**Exercise description**
Print word for word the first line of the listing below and every line after it, through the line with "import React from". Leave out the pictures and the rest.

....................

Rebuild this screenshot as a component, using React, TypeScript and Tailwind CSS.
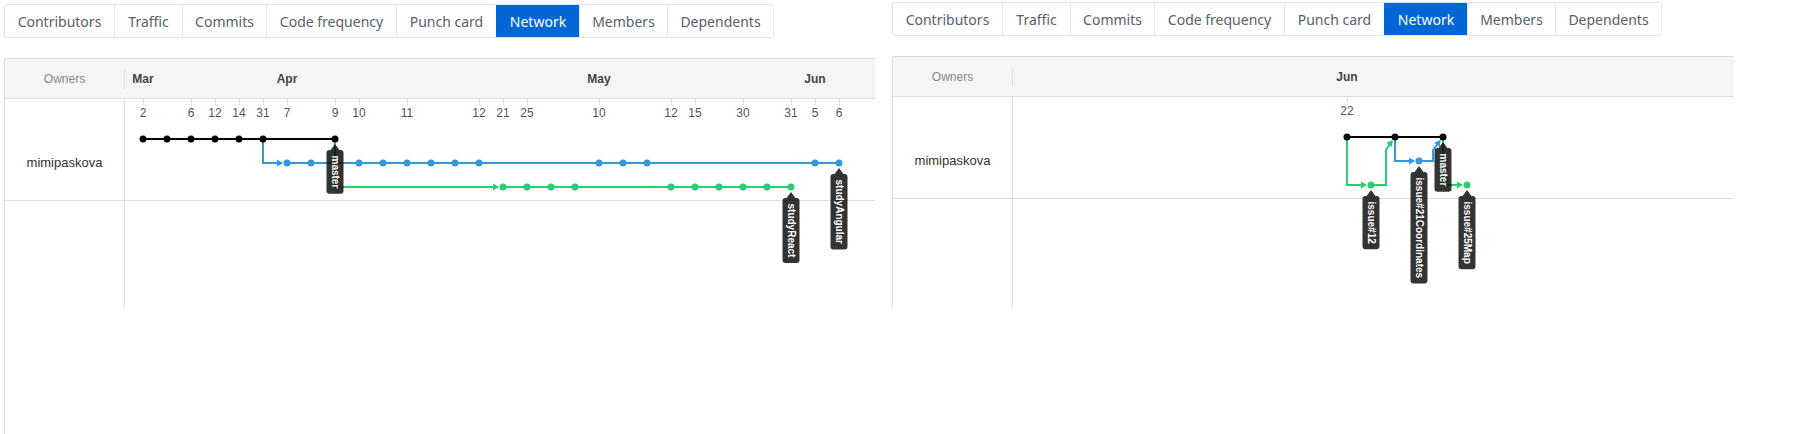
import React from "react";

const TABS: { t: string; w: string }[] = [
  { t: "Contributors", w: "w-[109px]" },
  { t: "Traffic", w: "w-[68px]" },
  { t: "Commits", w: "w-[84px]" },
  { t: "Code frequency", w: "w-[130px]" },
  { t: "Punch card", w: "w-[100px]" },
  { t: "Network", w: "w-[83px]" },
  { t: "Members", w: "w-[88px]" },
  { t: "Dependents", w: "w-[106px]" },
];

function Tabs() {
  return (
    <nav className="flex h-[34px] w-max overflow-hidden rounded-[3px] border border-[#e1e4e8] font-['Noto_Sans','Open_Sans',sans-serif] text-[14px]">
      {TABS.map((tab, i) => {
        const active = tab.t === "Network";
        return (
          <div
            key={tab.t}
            className={[
              tab.w,
              "flex items-center justify-center whitespace-nowrap",
              i > 0 ? "border-l" : "",
              active ? "border-[#0366d6] bg-[#0366d6] text-white" : "border-[#e1e4e8] text-[#586069]",
            ].join(" ")}
          >
            {tab.t}
          </div>
        );
      })}
    </nav>
  );
}

const CW: Record<string, number> = {
  i: 0.278, s: 0.556, u: 0.611, e: 0.556, "#": 0.556, M: 0.833, a: 0.556, p: 0.611, C: 0.722,
  o: 0.611, r: 0.389, d: 0.611, n: 0.611, t: 0.333, m: 0.889, y: 0.556, A: 0.722, g: 0.611,
  l: 0.278, R: 0.722, c: 0.556,
};
const textW = (t: string, size: number) =>
  t.split("").reduce((s, c) => s + (CW[c] ?? 0.556), 0) * size;

const ROWY = [80, 104, 128];
const COL = ["#000000", "#3498db", "#2ecc71"];

type Seg = { row: number; d: string; arrow?: [number, number, number, number] };

type GraphDef = {
  x0: number;
  months: [number, string][];
  dates: [number, string][];
  segs: Seg[];
  dots: [number, number][]; // [index,row]
  labels: [number, number, string][];
};

function Arrow({ a, color }: { a: [number, number, number, number]; color: string }) {
  const [x1, y1, x2, y2] = a;
  const dx = x2 - x1;
  const dy = y2 - y1;
  const len = Math.hypot(dx, dy);
  const ux = dx / len;
  const uy = dy / len;
  const L = 6;
  const W = 3.5;
  const bx = x2 - ux * L;
  const by = y2 - uy * L;
  const px = -uy;
  const py = ux;
  return (
    <polygon
      points={`${x2},${y2} ${bx + px * W},${by + py * W} ${bx - px * W},${by - py * W}`}
      fill={color}
    />
  );
}

function Label({ x, y, text }: { x: number; y: number; text: string }) {
  const h = textW(text, 10) + 11;
  const t = y + 11;
  const b = t + h;
  const l = x - 8.5;
  const rr = x + 8.5;
  const r = 3;
  const d = `M${l + r},${t} H${x - 4.5} L${x},${y + 5} L${x + 4.5},${t} H${rr - r} A${r},${r} 0 0 1 ${rr},${t + r} V${b - r} A${r},${r} 0 0 1 ${rr - r},${b} H${l + r} A${r},${r} 0 0 1 ${l},${b - r} V${t + r} A${r},${r} 0 0 1 ${l + r},${t} Z`;
  return (
    <g>
      <path d={d} fill="rgba(0,0,0,0.8)" />
      <text
        transform={`translate(${x},${t + 5.5}) rotate(90)`}
        fill="#ffffff"
        fontSize={10}
        fontWeight={700}
        dominantBaseline="central"
      >
        {text}
      </text>
    </g>
  );
}

function Graph({ g, width }: { g: GraphDef; width: number }) {
  const X = (n: number) => g.x0 + 24 * n;
  return (
    <svg className="absolute left-[120px] top-0 overflow-visible" width={width} height={375}>
      {g.months.map(([i, m]) => (
        <text key={m} x={X(i)} y={19.5} textAnchor="middle" dominantBaseline="central" fontSize={12} fontWeight={700} fill="#444444">
          {m}
        </text>
      ))}
      {g.dates.map(([i, d]) => (
        <g key={i}>
          <line x1={X(i) + 0.5} x2={X(i) + 0.5} y1={40} y2={46} stroke="#dddddd" strokeWidth={1} />
          <text x={X(i)} y={54} textAnchor="middle" dominantBaseline="central" fontSize={12} fill="#555555">
            {d}
          </text>
        </g>
      ))}
      {g.segs.map((s, k) => (
        <path key={k} d={s.d} fill="none" stroke={COL[s.row]} strokeWidth={2} />
      ))}
      {g.segs.map((s, k) => (s.arrow ? <Arrow key={k} a={s.arrow} color={COL[s.row]} /> : null))}
      {g.dots.map(([i, r], k) => (
        <circle key={k} cx={X(i)} cy={ROWY[r]} r={3.5} fill={COL[r]} />
      ))}
      {g.labels.map(([i, r, t]) => (
        <Label key={t} x={X(i)} y={ROWY[r]} text={t} />
      ))}
    </svg>
  );
}

function makeLeft(): GraphDef {
  const x0 = 18;
  const X = (n: number) => x0 + 24 * n;
  const dots: [number, number][] = [];
  [0, 1, 2, 3, 4, 5, 8].forEach((i) => dots.push([i, 0]));
  [6, 7, 9, 10, 11, 12, 13, 14, 19, 20, 21, 28, 29].forEach((i) => dots.push([i, 1]));
  [15, 16, 17, 18, 22, 23, 24, 25, 26, 27].forEach((i) => dots.push([i, 2]));
  return {
    x0,
    months: [[0, "Mar"], [6, "Apr"], [19, "May"], [28, "Jun"]],
    dates: [
      [0, "2"], [2, "6"], [3, "12"], [4, "14"], [5, "31"], [6, "7"], [8, "9"], [9, "10"], [11, "11"],
      [14, "12"], [15, "21"], [16, "25"], [19, "10"], [22, "12"], [23, "15"], [25, "30"], [27, "31"],
      [28, "5"], [29, "6"],
    ],
    segs: [
      { row: 1, d: `M${X(5)},80 V104 H${X(6) - 5}`, arrow: [X(5), 104, X(6) - 4, 104] },
      { row: 1, d: `M${X(6)},104 H${X(29)}` },
      { row: 2, d: `M${X(8)},80 V128 H${X(15) - 5}`, arrow: [X(8), 128, X(15) - 4, 128] },
      { row: 2, d: `M${X(15)},128 H${X(27)}` },
      { row: 0, d: `M${X(0)},80 H${X(8)}` },
    ],
    dots,
    labels: [[8, 0, "master"], [29, 1, "studyAngular"], [27, 2, "studyReact"]],
  };
}

function makeRight(): GraphDef {
  const x0 = 334;
  const X = (n: number) => x0 + 24 * n;
  return {
    x0,
    months: [[0, "Jun"]],
    dates: [[0, "22"]],
    segs: [
      { row: 2, d: `M${X(0)},80 V128 H${X(1) - 5}`, arrow: [X(0), 128, X(1) - 4, 128] },
      { row: 2, d: `M${X(1)},128 H${X(1) + 15} V93 L${X(2) - 3},84`, arrow: [X(1) + 15, 93, X(2) - 2.5, 83] },
      { row: 1, d: `M${X(2)},80 V104 H${X(3) - 5}`, arrow: [X(2), 104, X(3) - 4, 104] },
      { row: 1, d: `M${X(3)},104 H${X(3) + 14} V93 L${X(4) - 3},84`, arrow: [X(3) + 14, 93, X(4) - 2.5, 83] },
      { row: 2, d: `M${X(4)},80 V128 H${X(5) - 5}`, arrow: [X(4), 128, X(5) - 4, 128] },
      { row: 0, d: `M${X(0)},80 H${X(4)}` },
    ],
    dots: [[0, 0], [2, 0], [4, 0], [1, 2], [3, 1], [5, 2]],
    labels: [[1, 2, "issue#12"], [3, 1, "issue#21Coordinates"], [4, 0, "master"], [5, 2, "issue#25Map"]],
  };
}

function Panel({ g, size, row2, gw }: { g: GraphDef; size: string; row2: string; gw: number }) {
  return (
    <div className={`relative overflow-hidden rounded-tl-[3px] border-l border-t border-[#dddddd] font-['Liberation_Sans',Arial,sans-serif] ${size}`}>
      <div className="flex h-[40px] items-center border-b border-[#dddddd] bg-[#f5f5f5]">
        <div className="flex h-[20px] w-[120px] items-center justify-center border-r border-[#dddddd] text-[12px] text-[#888888]">
          Owners
        </div>
      </div>
      <div className="flex h-[102px] border-b border-[#dddddd]">
        <div className="w-[120px] border-r border-[#dddddd] pt-[57px] text-center text-[13px] leading-[14px] text-[#333333]">
          mimipaskova
        </div>
      </div>
      <div className={`flex ${row2}`}>
        <div className="w-[120px] border-r border-[#dddddd]" />
      </div>
      <Graph g={g} width={gw} />
    </div>
  );
}

export default function App() {
  return (
    <div className="flex h-[434px] w-[1804px] overflow-hidden bg-white">
      <div className="flex w-[876px] shrink-0 flex-col overflow-hidden pl-[4px] pt-[4px]">
        <Tabs />
        <div className="mt-[20px]">
          <Panel g={makeLeft()} size="w-[871px] h-[376px]" row2="h-[106px]" gw={750} />
        </div>
      </div>
      <div className="flex flex-col pl-[16px] pt-[2px]">
        <Tabs />
        <div className="mt-[20px]">
          <Panel g={makeRight()} size="w-[842px] h-[251px]" row2="h-[108px]" gw={721} />
        </div>
      </div>
    </div>
  );
}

....................

**Exercise solution**
Rebuild this screenshot as a component, using React, TypeScript and Tailwind CSS.
import React from "react";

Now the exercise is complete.